Don't hate the machine, be the machine. Come trasformare la condivisione
dei saperi e delle conoscenze, degli strumenti e degli spazi in
nuove macchine produttive radicali rivoluzionarie, oltre il supergettonato
free software? E' la stessa sfida che un tempo si pronunciava: riappropriarsi
dei mezzi di produzione.
La classe radicale globale riuscirà a inventare macchine
sociali che sappiano sfidare il capitale e funzionare come piani
di autonomia e autopoiesi? Macchine radicali che sappiano affrontare
l'intelligenza tecnomanageriale e le meta-macchine imperiali schierate
intorno a noi? Il match moltitudini contro l'impero diventa il match
macchine radicali contro tecnomostri imperiali. Da dove cominciare
a costruire queste macchine?
1 Paolo Virno, Grammatica della moltitudine,
Derive Approdi, Roma 2002
2 Chainworkers, Il precognitariato. L'europrecariato si è
sollevato, 2003, pubblicato su
www.rekombinant.org/article.php?sid=2184. Vedi anche www.chainworkers.org
e
www.inventati.org/mailman/listinfo/precog.

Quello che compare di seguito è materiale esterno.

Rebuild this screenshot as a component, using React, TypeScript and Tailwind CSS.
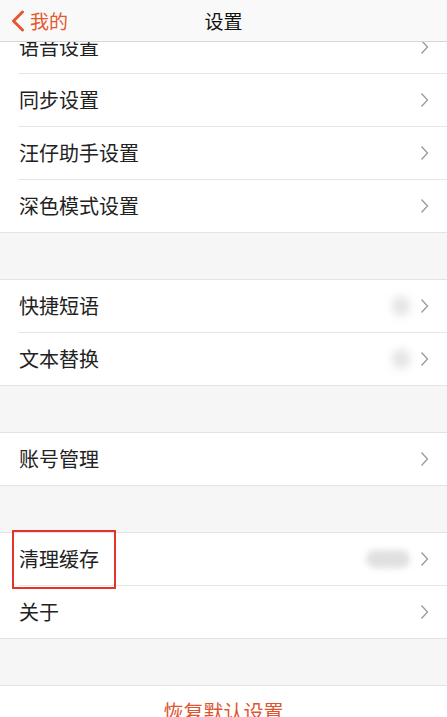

3 Gilles Deleuze, Felix Guattari, L'anti-Edipo, Einaudi, Torino
1975; ed. orig. L'anti-Oedipe, Les Éditions De Minuit, Paris
1972
4 Michael Hardt, Antonio Negri, Impero, Rizzoli, Milano 2002; ed.
orig. Empire, Harvard University Press, Cambridge. MA 2000.
5 Franco "Bifo" Berardi, Il totalitarismo tecno-manageriale
da Burnham a Bush, 2004, pubblicato suwww.rekombinant.org/article.php?sid=2241.